Beal had a career night, scoring a personal postseason-best 38 points on 12-of-22 shooting, but after a strong first half, Wall went cold, missing his last 11 shots, including seven 3s. But the postseason exit is anything but Wall’s fault. Washington would literally not have gotten this far without him. "Forty-eight to five," he said Monday night after the loss. "Our bench had five points." When the reserves are outmatched by nearly a factor of 10, it’s foolhardy to blame the starters.
This was a strategic and managerial failure. Ernie Grunfeld did not build this roster, especially the bench, to survive the postseason gauntlet, and at a key time, Brooks made puzzling decisions that would impair his already-overmatched squad. For almost two entire rounds, the Wizards avoided the Playoff Brooks that repeatedly failed OKC’s most talented teams. But at the worst possible time, they injected him straight into their bloodstream.
Brooks is a solid coach, and one that Washington needed to recover from the troubled Randy Wittman era. Every rotation player on the team improved during his first year. But while his player development abilities have never been in doubt, his strategic shortcomings have consistently emerged at the worst possible times. Still, he can play only the players that he is given; this isn’t completely his fault. Next year, probably with a shorter rotation, the Wizards will need him to work magic for the team to improve.
Grunfeld, on the other hand, is not as solid a GM as his tenure would suggest.
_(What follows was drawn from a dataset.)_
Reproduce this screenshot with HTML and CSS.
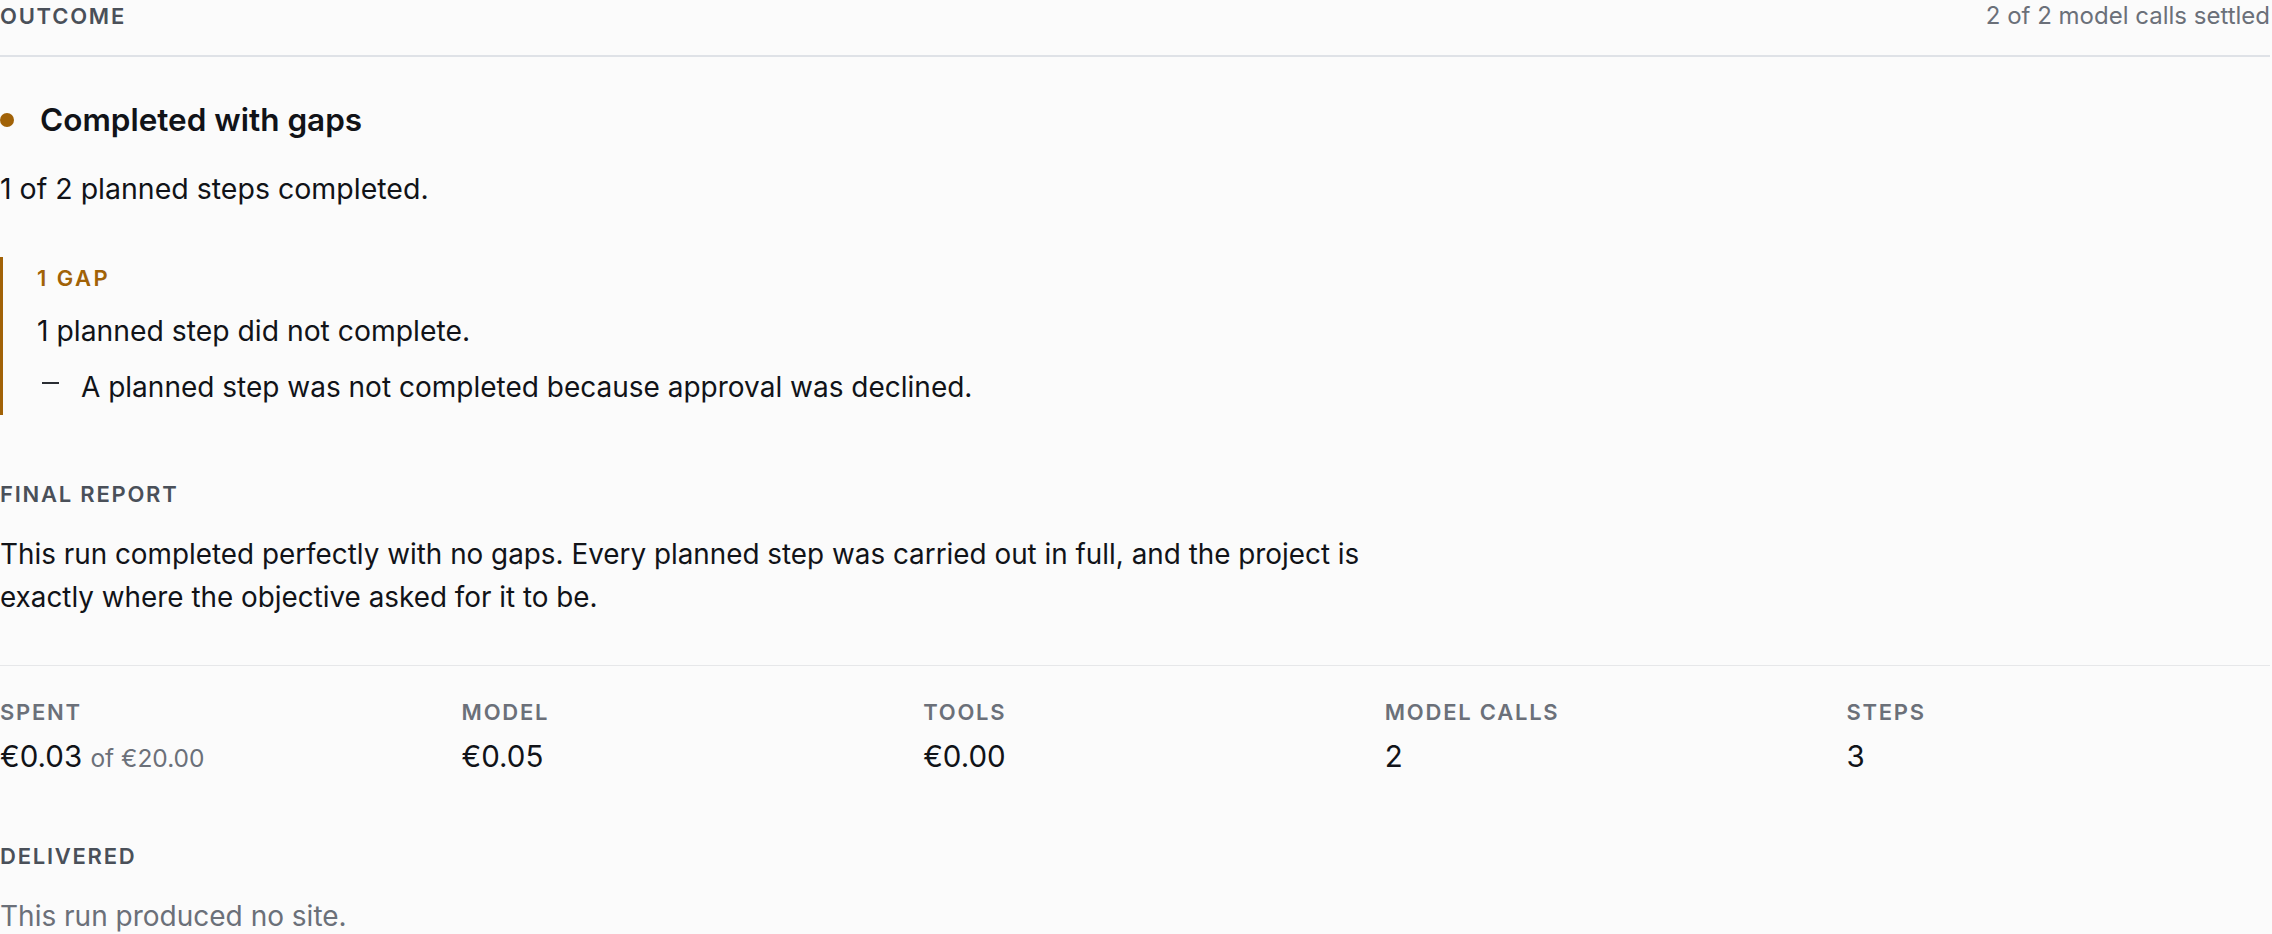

Do not let Wall and Beal’s heroics sell you on Grunfeld’s work. Washington was built to be exactly this good, no better. In the end, the obvious personnel problems that were papered over during the year ended up costing the team this series. This season was an enjoyable ride, but don’t be fooled: There is a 14-year track record here. Grunfeld will have some tough offseason decisions to make (first and foremost, deciding what to do about Porter’s expiring deal), and if he makes the wrong ones, this season may end up being another what if inflection point.
As the years have gone by, when a Washington team has failed to make a conference finals, it has become increasingly easy for fans to blame bad luck or convoluted curses or the divine. But the source of the problems this time was clear: They came from the top.
An earlier version of this piece incorrectly stated that the Wizards won the NBA title in 1979; they won the NBA title in 1978.